日本の近代文学史上、第一の地位を占めるのは…
日本の近代文学史上、第一の地位を占めるのは夏目漱石だ。森鴎外の存在も大きいが、漱石には及ばない。志賀直哉、芥川龍之介が読まれなくなり、谷崎潤一郎が躍進した事実はあるが、漱石は国民的作家として今でも多くの読者を集めている。その漱石が亡くなったのは大正5(1916)年のきょう。死因は胃潰瘍だった。
奇癖の多い人だった。息子の夏目伸六は、衆人環視の中、父親からステッキで激しく殴られた記憶を記している(『父・夏目漱石』)。神社内の射的場で射的をやりたいとせがんだのに、いざその場になると尻込みした息子に対して漱石が怒りを爆発させた。
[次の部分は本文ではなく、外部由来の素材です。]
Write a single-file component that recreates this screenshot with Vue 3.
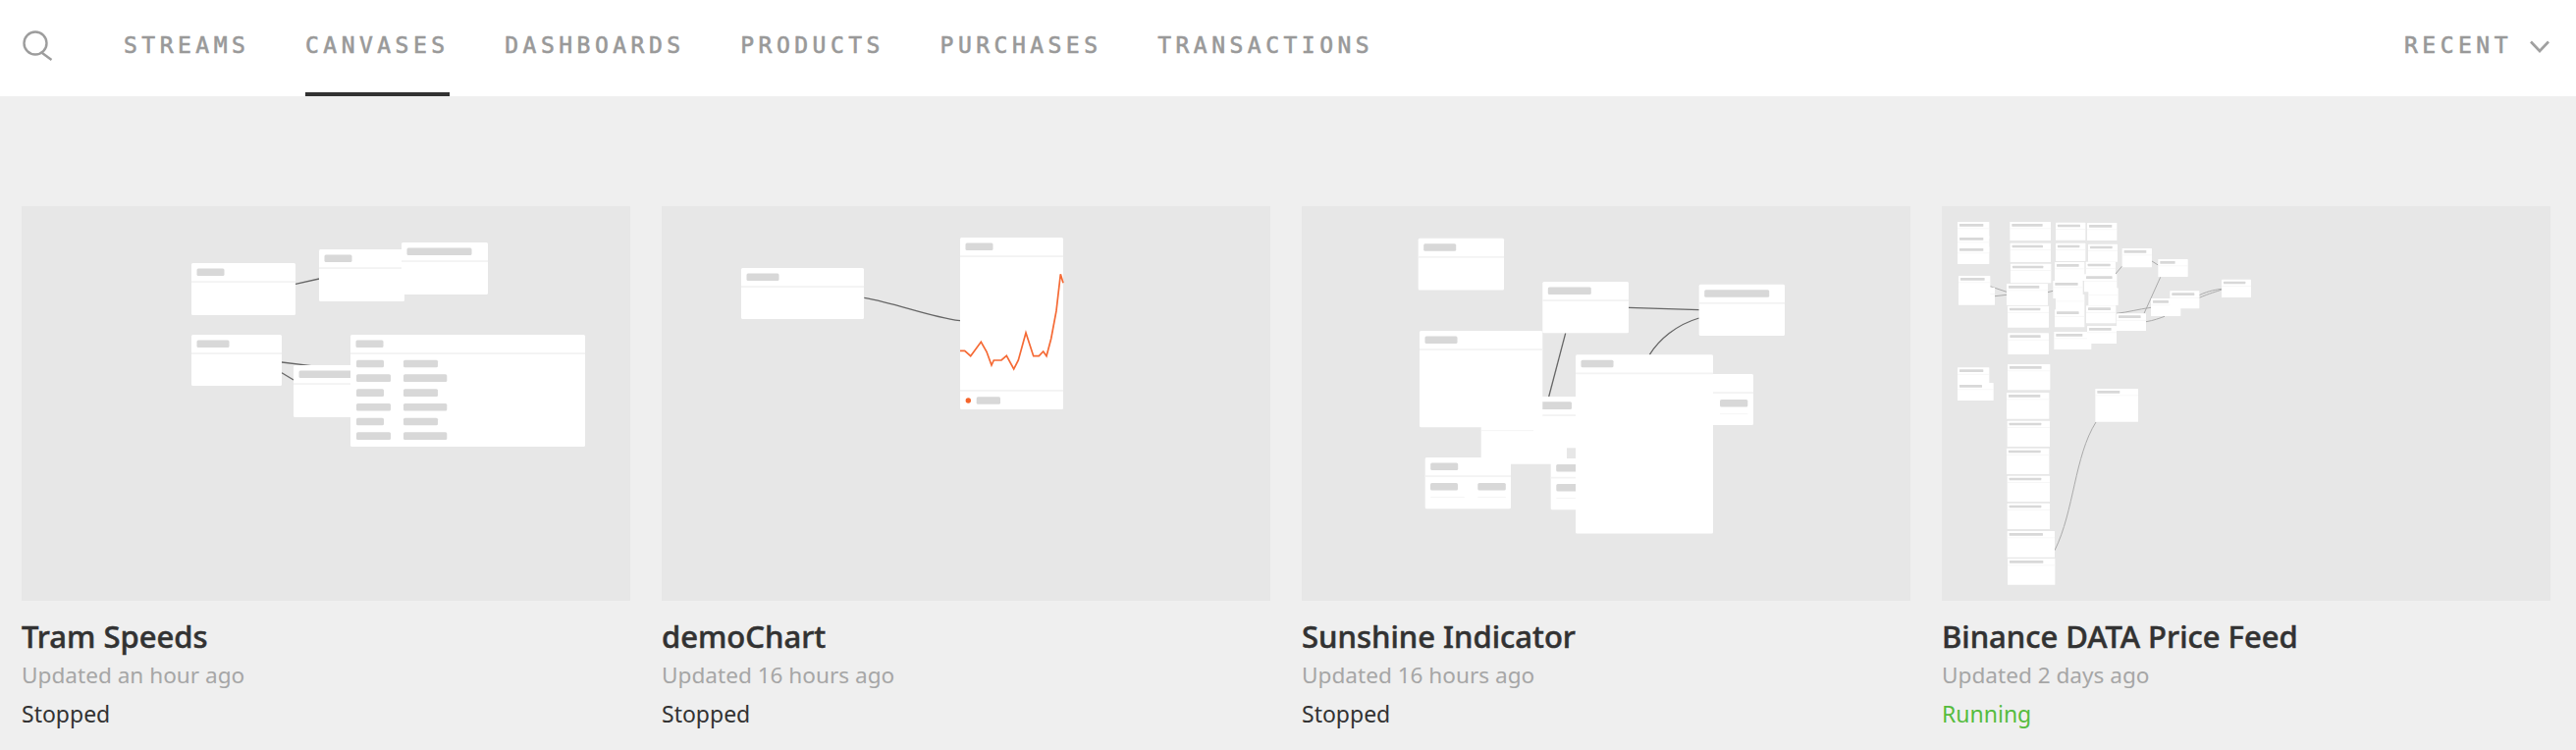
<template>
  <div class="page">
    <nav class="topbar">
      <svg class="search" width="32" height="32" viewBox="0 0 32 32">
        <circle cx="13" cy="13" r="11.5" />
        <path d="M20 23 L29.5 30" />
      </svg>
      <ul class="tabs">
        <li v-for="tab in tabs" :key="tab" :class="{ active: tab === 'CANVASES' }">{{ tab }}</li>
      </ul>
      <div class="sort">
        <span>RECENT</span>
        <svg width="20" height="13" viewBox="0 0 20 13"><path d="M1 1.5 L10 11 L19 1.5" /></svg>
      </div>
    </nav>

    <main class="cards">
      <article v-for="card in cards" :key="card.name" class="card">
        <svg class="thumb" viewBox="0 0 620 402">
          <path v-for="d in card.wires" :key="d" class="wire" :class="{ faint: card.faint }" :d="d" />
          <g v-for="(n, i) in card.nodes" :key="i">
            <rect class="node" :x="n.x" :y="n.y" :width="n.w" :height="n.h" :rx="n.s * 1.5" />
            <rect class="rule" :x="n.x" :y="n.y + 18.2 * n.s" :width="n.w" :height="1.8 * n.s" />
            <rect v-if="n.pill" class="pill" :x="n.x + 5.5 * n.s" :y="n.y + 5.5 * n.s" :width="n.pill" :height="7.5 * n.s" :rx="n.s * 1.5" />
            <rect v-for="(p, j) in n.pills" :key="j" class="pill" :x="p[0]" :y="p[1]" :width="p[2]" :height="7.6" rx="1.5" />
            <rect v-for="(r, j) in n.rules" :key="'r' + j" class="rule" :x="r[0]" :y="r[1]" :width="r[2]" :height="r[3] || 0.8" />
          </g>
          <rect v-for="(g, i) in card.gaps" :key="i" class="gap" :x="g[0]" :y="g[1]" :width="g[2]" :height="g[3]" />
          <template v-if="card.chart">
            <polyline class="chart" :points="card.chart" />
            <circle class="dot" cx="312.3" cy="198" r="2.7" />
          </template>
        </svg>
        <h3>{{ card.name }}</h3>
        <p class="updated">{{ card.updated }}</p>
        <p class="state" :class="{ running: card.state === 'Running' }">{{ card.state }}</p>
      </article>
    </main>
  </div>
</template>

<script setup>
const tabs = ['STREAMS', 'CANVASES', 'DASHBOARDS', 'PRODUCTS', 'PURCHASES', 'TRANSACTIONS']

const node = (x, y, w, h, pill, more = {}) => ({ x, y, w, h, pill, s: 1, ...more })

// tiny nodes of the last canvas: x1, x2, y1, y2, pill width, measured on a 3x crop
const tiny = ([x1, x2, y1, y2, p]) => ({
  x: x1 / 3 - 8,
  y: y1 / 3,
  w: (x2 - x1) / 3,
  h: (y2 - y1) / 3,
  pill: p / 3,
  s: 0.36
})

const tramNodes = [
  node(173, 58, 106, 53, 28),
  node(303, 44, 87, 53, 28),
  node(387, 37, 88, 53, 66),
  node(173, 131, 92, 52, 33),
  node(277, 162, 88, 53, 66),
  node(335, 131, 239, 114, 28, {
    pills: [
      [341, 156.7, 28], [389, 156.7, 35],
      [341, 171.3, 35], [389, 171.3, 44.3],
      [341, 186.3, 28], [389, 186.3, 35],
      [341, 201, 35], [389, 201, 44.3],
      [341, 215.7, 28], [389, 215.7, 35],
      [341, 230.3, 35], [389, 230.3, 44.3]
    ]
  })
]

const demoNodes = [
  node(81, 63, 125, 52, 33),
  node(304, 32, 105, 175, 28, {
    pills: [[320.7, 194.2, 24.3]],
    rules: [[304, 187, 105, 1.8]]
  })
]

const chart = [
  [744, 412], [758, 412], [776, 428], [808, 385], [825, 415], [840, 456], [847, 441],
  [870, 441], [886, 427], [908, 468], [922, 441], [945, 357], [968, 428], [985, 428],
  [998, 414], [1008, 428], [1022, 375], [1038, 290], [1051, 178], [1059, 205]
].map(([x, y]) => `${(x / 3 + 56).toFixed(1)},${(y / 3 + 10).toFixed(1)}`).join(' ')

const sunNodes = [
  node(118.7, 32.7, 87.3, 52.7, 33),
  node(182.7, 194, 98, 68.7, 0, {
    pills: [[235, 199.3, 40]],
    rules: [[182.7, 228.3, 53.5]]
  }),
  node(253.7, 257.5, 60, 51.8, 30, {
    pills: [[259.3, 283, 30]],
    rules: [[259.3, 297.3, 30]]
  }),
  node(120, 127, 125.3, 98.3, 33),
  node(125.7, 256, 87.3, 52.3, 28, {
    pills: [[131, 282, 28], [179.3, 282, 28.5]],
    rules: [[131.3, 296.2, 34.5], [179.3, 296.2, 28.5]]
  }),
  node(245.3, 77, 87.7, 52.3, 44),
  node(404.7, 79.7, 87.3, 52.3, 66),
  node(372.7, 171, 87.3, 52, 0, {
    pills: [[426, 197, 28.3]],
    rules: [[426, 211.3, 28.3]]
  }),
  node(279, 151.3, 140, 182.3, 33)
]

const binanceNodes = [
  [72, 169, 48, 100, 73], [72, 169, 90, 140, 73], [72, 169, 123, 177, 73],
  [232, 357, 48, 105, 94], [233, 357, 113, 171, 94], [234, 358, 176, 235, 94],
  [222, 348, 237, 303, 94], [225, 351, 305, 371, 94], [226, 351, 388, 453, 94],
  [225, 355, 483, 562, 98], [222, 352, 570, 650, 97], [224, 354, 656, 735, 98],
  [222, 352, 740, 819, 98], [224, 354, 824, 903, 98], [224, 354, 908, 987, 98],
  [224, 369, 993, 1073, 103], [225, 370, 1077, 1157, 103],
  [372, 463, 50, 104, 69], [372, 463, 113, 168, 67], [369, 460, 171, 228, 68],
  [372, 460, 270, 318, 0], [364, 455, 228, 282, 70], [369, 460, 316, 370, 68],
  [367, 481, 384, 438, 81], [468, 559, 51, 105, 70], [471, 561, 116, 170, 68],
  [472, 563, 250, 303, 0], [464, 555, 170, 224, 69], [459, 559, 208, 262, 80],
  [465, 556, 304, 358, 69], [468, 558, 366, 420, 68], [558, 648, 328, 381, 68],
  [575, 666, 129, 187, 68], [685, 776, 162, 216, 46], [663, 754, 282, 336, 48],
  [721, 811, 259, 313, 69], [879, 969, 224, 279, 67],
  [75, 186, 248, 302, 0], [75, 172, 213, 270, 74],
  [72, 169, 493, 545, 73], [72, 182, 540, 594, 69], [493, 624, 558, 659, 69]
].map(tiny)

const cards = [
  {
    name: 'Tram Speeds',
    updated: 'Updated an hour ago',
    state: 'Stopped',
    nodes: tramNodes,
    wires: ['M279 79.3 L303 74', 'M265 159 L295 162.7', 'M265 169.7 L277 177']
  },
  {
    name: 'demoChart',
    updated: 'Updated 16 hours ago',
    state: 'Stopped',
    nodes: demoNodes,
    chart,
    wires: ['M206.3 93.3 C240 99 270 112 304 116.7']
  },
  {
    name: 'Sunshine Indicator',
    updated: 'Updated 16 hours ago',
    state: 'Stopped',
    nodes: sunNodes,
    gaps: [[270, 246.3, 9, 10.7]],
    wires: ['M333 103.3 L404.7 105.7', 'M404.7 114 C381 121 364 136 354.3 151.3', 'M268.7 129.3 L251.7 194']
  },
  {
    name: 'Binance DATA Price Feed',
    updated: 'Updated 2 days ago',
    state: 'Running',
    nodes: binanceNodes,
    faint: true,
    wires: [
      'M49.3 81.7 L66 87.3', 'M54 91.7 L66 90.3', 'M108 87.7 L113.3 86.3',
      'M177 69 L183.7 61', 'M214 56 L220.3 60', 'M206 109.3 L222.7 72.3',
      'M178 109.3 C190 108 200 105 213 103.3', 'M208 117.7 C216 116.5 222 114 227 112.3',
      'M262.3 90.7 C272 86 280 85 285 84.3', 'M262.3 93.3 C272 89 280 87 285 85',
      'M115 350.7 C135 310 135 255 157 220'
    ]
  }
]
</script>

<style>
html, body {
  margin: 0;
  background: #efefef;
  overflow: hidden;
}
</style>

<style scoped>
.page {
  width: 2624px;
  height: 764px;
  overflow: hidden;
  background: #efefef;
}

.topbar {
  display: flex;
  align-items: center;
  height: 98px;
  padding: 0 27px 0 23px;
  background: #fff;
  box-sizing: border-box;
}

.search {
  margin-top: -4px;
  flex: none;
}
.search circle, .search path {
  fill: none;
  stroke: #9d9d9d;
  stroke-width: 2.4;
}

.tabs {
  display: flex;
  gap: 56.7px;
  height: 100%;
  margin: 0 0 0 71px;
  padding: 0;
  list-style: none;
}
.tabs li, .sort span {
  font-family: "DejaVu Sans Mono", monospace;
  font-size: 23px;
  font-weight: 400;
  letter-spacing: 4.48px;
  color: #999;
  -webkit-text-stroke: 0.6px #999;
}
.tabs li {
  display: flex;
  align-items: center;
  box-sizing: border-box;
  height: 98px;
  padding-bottom: 2px;
  border-bottom: 4px solid transparent;
}
.tabs li.active {
  border-bottom-color: #323232;
}

.sort {
  display: flex;
  align-items: center;
  gap: 18px;
  margin-left: auto;
  margin-top: -6px;
}
.sort svg {
  margin-top: 2px;
}
.sort svg path {
  fill: none;
  stroke: #a0a0a0;
  stroke-width: 2.6;
}

.cards {
  display: grid;
  grid-template-columns: repeat(4, 620px);
  gap: 32px;
  padding: 112px 0 0 22px;
}

.thumb {
  display: block;
  width: 620px;
  height: 402px;
  background: #e7e7e7;
}
.node {
  fill: #fff;
}
.rule {
  fill: #f3f3f3;
}
.pill {
  fill: #d8d8d8;
}
.gap {
  fill: #e7e7e7;
}
.wire {
  fill: none;
  stroke: #666;
  stroke-width: 1.3;
}
.wire.faint {
  stroke: #aaa;
  stroke-width: 1;
}
.chart {
  fill: none;
  stroke: #f56a35;
  stroke-width: 1.7;
}
.dot {
  fill: #f5642a;
}

h3, p {
  margin: 0;
  font-family: "Noto Sans", sans-serif;
}
h3 {
  margin-top: 16px;
  font-size: 31px;
  line-height: 40px;
  font-weight: 500;
  color: #323232;
  -webkit-text-stroke: 0.5px #323232;
}
.updated {
  font-size: 22.6px;
  line-height: 39px;
  color: #a6a6a6;
}
.state {
  font-size: 23px;
  line-height: 40px;
  color: #323232;
}
.state.running {
  color: #55bc3e;
}
</style>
かと思うと、朝4時半ごろ目を覚まして家族を叩き起こした、との妻の証言もある(夏目鏡子『漱石の思い出』)。子供に対する愛情は極めて薄かった。
当然のことだ、と文芸評論家の三浦雅士氏は言う。子供として愛されたことのない漱石が、子供を理解することなぞできるわけがない、と(『出生の秘密』)。
生まれてすぐ里子に出された、という過酷な体験が漱石の奥深いところに渦巻いている。「生まれてこなければよかった」という思いがそこから生まれる。そんな人間が家族を愛するのは困難だろう。
約10年という短期間に『吾輩は猫である』から『明暗』に至る傑作群を残した。没後ちょうど1世紀後、厳し過ぎる生涯が前提となって、貴重な文学的遺産がわれわれの前に残されている。